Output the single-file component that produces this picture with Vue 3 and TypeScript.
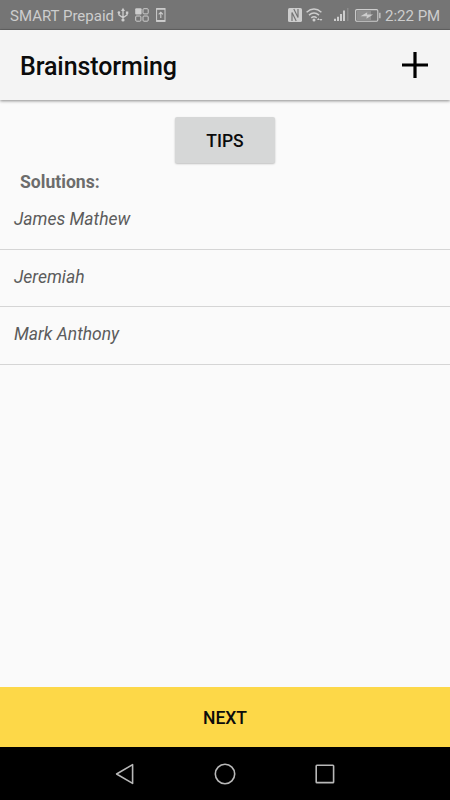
------------------------------------------------------------------------
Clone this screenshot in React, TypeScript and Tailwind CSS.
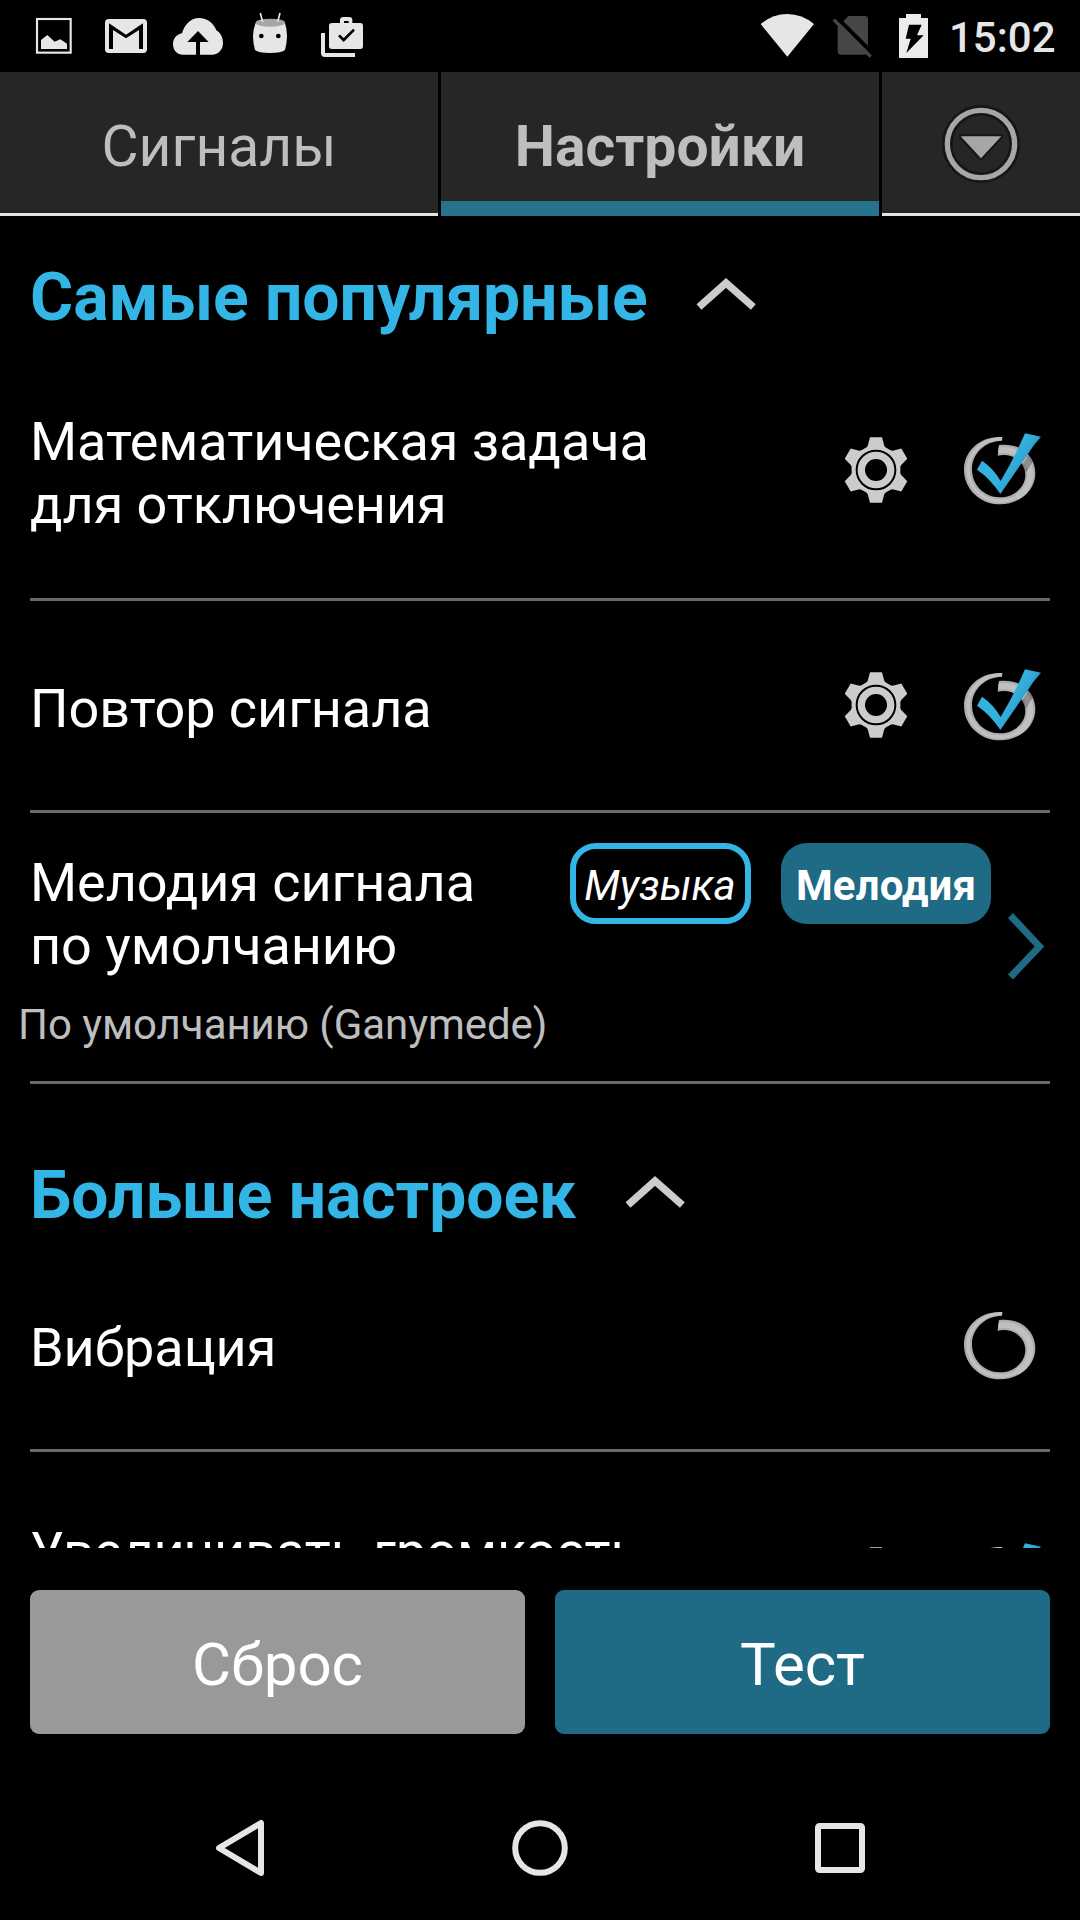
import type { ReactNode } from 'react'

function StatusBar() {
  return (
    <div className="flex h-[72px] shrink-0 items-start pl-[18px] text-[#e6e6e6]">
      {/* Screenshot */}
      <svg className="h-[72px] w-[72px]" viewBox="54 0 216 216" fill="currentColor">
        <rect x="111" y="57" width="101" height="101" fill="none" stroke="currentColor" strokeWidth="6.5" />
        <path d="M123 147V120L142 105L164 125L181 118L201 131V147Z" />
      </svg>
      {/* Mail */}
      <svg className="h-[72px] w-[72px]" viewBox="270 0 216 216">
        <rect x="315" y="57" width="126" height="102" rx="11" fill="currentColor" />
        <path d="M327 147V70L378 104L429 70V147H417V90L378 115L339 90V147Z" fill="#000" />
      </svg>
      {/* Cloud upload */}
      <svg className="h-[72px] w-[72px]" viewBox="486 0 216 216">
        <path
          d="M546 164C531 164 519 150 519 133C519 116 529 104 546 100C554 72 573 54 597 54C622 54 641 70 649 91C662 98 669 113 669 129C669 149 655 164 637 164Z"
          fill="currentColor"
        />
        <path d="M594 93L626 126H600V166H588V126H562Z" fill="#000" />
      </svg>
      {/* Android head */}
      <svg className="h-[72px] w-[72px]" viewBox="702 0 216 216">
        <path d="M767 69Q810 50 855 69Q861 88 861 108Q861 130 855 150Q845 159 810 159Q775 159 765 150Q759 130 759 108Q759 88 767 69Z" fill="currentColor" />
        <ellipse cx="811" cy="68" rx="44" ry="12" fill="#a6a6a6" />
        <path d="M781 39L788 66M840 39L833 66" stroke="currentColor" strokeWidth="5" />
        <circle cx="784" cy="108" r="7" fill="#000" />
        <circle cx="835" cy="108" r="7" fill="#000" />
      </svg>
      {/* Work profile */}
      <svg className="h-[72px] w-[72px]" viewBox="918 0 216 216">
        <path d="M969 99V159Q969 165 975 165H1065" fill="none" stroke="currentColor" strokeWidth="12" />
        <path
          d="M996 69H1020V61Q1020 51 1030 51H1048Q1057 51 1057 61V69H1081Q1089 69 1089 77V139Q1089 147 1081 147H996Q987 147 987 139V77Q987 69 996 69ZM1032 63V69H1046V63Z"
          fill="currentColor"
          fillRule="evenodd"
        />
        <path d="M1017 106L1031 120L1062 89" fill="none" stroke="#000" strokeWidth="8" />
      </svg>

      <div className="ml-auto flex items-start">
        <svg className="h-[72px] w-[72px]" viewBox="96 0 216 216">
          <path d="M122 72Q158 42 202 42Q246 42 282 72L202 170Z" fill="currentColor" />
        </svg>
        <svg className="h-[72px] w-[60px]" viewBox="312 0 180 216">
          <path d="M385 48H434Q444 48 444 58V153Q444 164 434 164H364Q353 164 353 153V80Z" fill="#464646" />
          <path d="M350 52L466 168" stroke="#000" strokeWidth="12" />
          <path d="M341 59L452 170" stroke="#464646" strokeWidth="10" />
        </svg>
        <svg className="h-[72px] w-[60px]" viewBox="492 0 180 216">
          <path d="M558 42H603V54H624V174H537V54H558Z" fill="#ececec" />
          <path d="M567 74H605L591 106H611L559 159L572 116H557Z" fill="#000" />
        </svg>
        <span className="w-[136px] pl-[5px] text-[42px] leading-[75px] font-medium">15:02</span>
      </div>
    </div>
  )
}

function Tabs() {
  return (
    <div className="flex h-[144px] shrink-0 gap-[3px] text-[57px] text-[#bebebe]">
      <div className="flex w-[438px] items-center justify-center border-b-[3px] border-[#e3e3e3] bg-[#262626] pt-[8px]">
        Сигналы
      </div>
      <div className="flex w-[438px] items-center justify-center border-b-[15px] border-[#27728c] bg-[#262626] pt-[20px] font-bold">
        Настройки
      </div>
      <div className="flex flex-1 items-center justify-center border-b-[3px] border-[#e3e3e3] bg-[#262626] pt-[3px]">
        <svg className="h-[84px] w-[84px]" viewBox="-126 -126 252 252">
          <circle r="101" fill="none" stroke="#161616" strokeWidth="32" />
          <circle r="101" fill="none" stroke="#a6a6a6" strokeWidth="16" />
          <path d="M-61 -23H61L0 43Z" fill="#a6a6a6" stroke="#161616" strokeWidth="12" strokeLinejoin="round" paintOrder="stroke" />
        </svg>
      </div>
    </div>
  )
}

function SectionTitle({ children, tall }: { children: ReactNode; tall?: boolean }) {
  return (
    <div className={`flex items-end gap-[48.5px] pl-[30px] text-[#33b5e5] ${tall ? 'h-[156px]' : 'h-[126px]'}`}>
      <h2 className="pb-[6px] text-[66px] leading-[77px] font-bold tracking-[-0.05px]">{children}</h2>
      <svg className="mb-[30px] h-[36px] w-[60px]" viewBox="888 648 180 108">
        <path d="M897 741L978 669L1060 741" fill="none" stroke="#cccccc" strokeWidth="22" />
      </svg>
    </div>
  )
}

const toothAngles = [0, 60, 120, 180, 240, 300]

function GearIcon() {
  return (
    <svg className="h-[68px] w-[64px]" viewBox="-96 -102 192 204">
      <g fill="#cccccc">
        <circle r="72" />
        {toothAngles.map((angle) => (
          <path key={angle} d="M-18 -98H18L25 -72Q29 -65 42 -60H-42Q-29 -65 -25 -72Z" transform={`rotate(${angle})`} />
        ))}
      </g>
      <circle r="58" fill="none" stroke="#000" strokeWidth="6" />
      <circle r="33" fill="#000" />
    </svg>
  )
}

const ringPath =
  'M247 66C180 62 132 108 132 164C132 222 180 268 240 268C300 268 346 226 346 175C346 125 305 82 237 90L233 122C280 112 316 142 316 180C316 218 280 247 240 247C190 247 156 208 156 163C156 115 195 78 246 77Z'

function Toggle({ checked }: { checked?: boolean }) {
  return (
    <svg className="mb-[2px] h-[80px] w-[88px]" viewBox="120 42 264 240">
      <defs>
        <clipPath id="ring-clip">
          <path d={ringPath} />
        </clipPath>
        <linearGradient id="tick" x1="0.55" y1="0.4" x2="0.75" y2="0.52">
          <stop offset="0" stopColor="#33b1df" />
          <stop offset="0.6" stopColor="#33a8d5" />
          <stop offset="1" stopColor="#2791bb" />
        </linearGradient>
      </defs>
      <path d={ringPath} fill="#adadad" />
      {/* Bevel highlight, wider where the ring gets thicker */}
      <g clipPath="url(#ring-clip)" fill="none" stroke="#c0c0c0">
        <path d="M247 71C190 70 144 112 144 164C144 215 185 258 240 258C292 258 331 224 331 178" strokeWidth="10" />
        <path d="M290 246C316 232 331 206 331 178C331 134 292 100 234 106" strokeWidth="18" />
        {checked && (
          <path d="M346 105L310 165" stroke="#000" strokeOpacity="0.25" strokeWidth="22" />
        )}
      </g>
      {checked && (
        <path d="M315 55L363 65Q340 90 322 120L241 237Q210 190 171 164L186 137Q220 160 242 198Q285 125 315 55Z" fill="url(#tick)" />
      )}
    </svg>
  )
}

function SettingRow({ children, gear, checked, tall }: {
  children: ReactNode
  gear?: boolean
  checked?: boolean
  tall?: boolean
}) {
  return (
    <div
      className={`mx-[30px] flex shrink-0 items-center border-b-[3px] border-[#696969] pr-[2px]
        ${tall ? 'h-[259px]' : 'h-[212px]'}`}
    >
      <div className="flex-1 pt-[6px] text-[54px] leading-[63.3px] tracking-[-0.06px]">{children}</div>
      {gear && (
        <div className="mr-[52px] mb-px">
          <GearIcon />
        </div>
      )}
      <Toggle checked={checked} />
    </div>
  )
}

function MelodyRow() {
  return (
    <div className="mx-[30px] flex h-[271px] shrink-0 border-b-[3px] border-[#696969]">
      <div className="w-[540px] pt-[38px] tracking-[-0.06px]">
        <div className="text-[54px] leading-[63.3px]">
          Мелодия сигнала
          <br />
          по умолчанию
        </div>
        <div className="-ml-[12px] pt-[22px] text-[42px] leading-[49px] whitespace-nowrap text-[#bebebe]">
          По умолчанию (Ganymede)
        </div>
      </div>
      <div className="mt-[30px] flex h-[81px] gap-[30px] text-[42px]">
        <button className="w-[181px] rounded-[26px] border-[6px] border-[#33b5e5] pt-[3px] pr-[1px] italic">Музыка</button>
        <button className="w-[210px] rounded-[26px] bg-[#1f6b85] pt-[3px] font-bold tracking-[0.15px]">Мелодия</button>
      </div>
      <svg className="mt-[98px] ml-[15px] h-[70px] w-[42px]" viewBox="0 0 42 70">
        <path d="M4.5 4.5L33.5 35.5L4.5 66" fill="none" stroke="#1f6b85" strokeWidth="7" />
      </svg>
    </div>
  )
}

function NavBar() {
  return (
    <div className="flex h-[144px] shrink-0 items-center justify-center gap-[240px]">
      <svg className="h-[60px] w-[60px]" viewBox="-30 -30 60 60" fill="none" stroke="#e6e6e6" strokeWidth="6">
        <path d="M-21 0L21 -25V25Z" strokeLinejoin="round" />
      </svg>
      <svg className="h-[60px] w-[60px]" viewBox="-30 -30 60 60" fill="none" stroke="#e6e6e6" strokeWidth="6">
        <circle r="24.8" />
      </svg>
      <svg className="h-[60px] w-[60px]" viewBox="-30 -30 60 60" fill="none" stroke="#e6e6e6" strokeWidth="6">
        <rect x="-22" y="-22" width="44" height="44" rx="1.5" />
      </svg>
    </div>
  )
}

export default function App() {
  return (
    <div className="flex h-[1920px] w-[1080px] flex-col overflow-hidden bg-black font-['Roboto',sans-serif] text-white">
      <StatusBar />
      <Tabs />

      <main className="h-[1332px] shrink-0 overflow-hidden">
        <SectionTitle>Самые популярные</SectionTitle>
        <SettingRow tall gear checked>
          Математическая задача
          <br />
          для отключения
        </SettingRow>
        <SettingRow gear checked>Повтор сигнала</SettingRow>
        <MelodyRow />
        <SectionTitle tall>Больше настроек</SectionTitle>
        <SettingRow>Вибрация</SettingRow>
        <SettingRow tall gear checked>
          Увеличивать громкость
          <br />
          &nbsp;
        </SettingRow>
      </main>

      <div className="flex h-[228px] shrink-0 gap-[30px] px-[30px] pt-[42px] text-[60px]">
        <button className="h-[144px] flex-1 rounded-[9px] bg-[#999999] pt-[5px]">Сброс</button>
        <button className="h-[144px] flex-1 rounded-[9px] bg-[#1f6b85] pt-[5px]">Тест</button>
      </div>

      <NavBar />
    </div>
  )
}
------------------------------------------------------------------------
* WHAT YOU SHOULD DO: Check every line for "this" and show the ones that have it.

* RESPONSE TO THE TASK:
Output the single-file component that produces this picture with Vue 3 and TypeScript.
Clone this screenshot in React, TypeScript and Tailwind CSS.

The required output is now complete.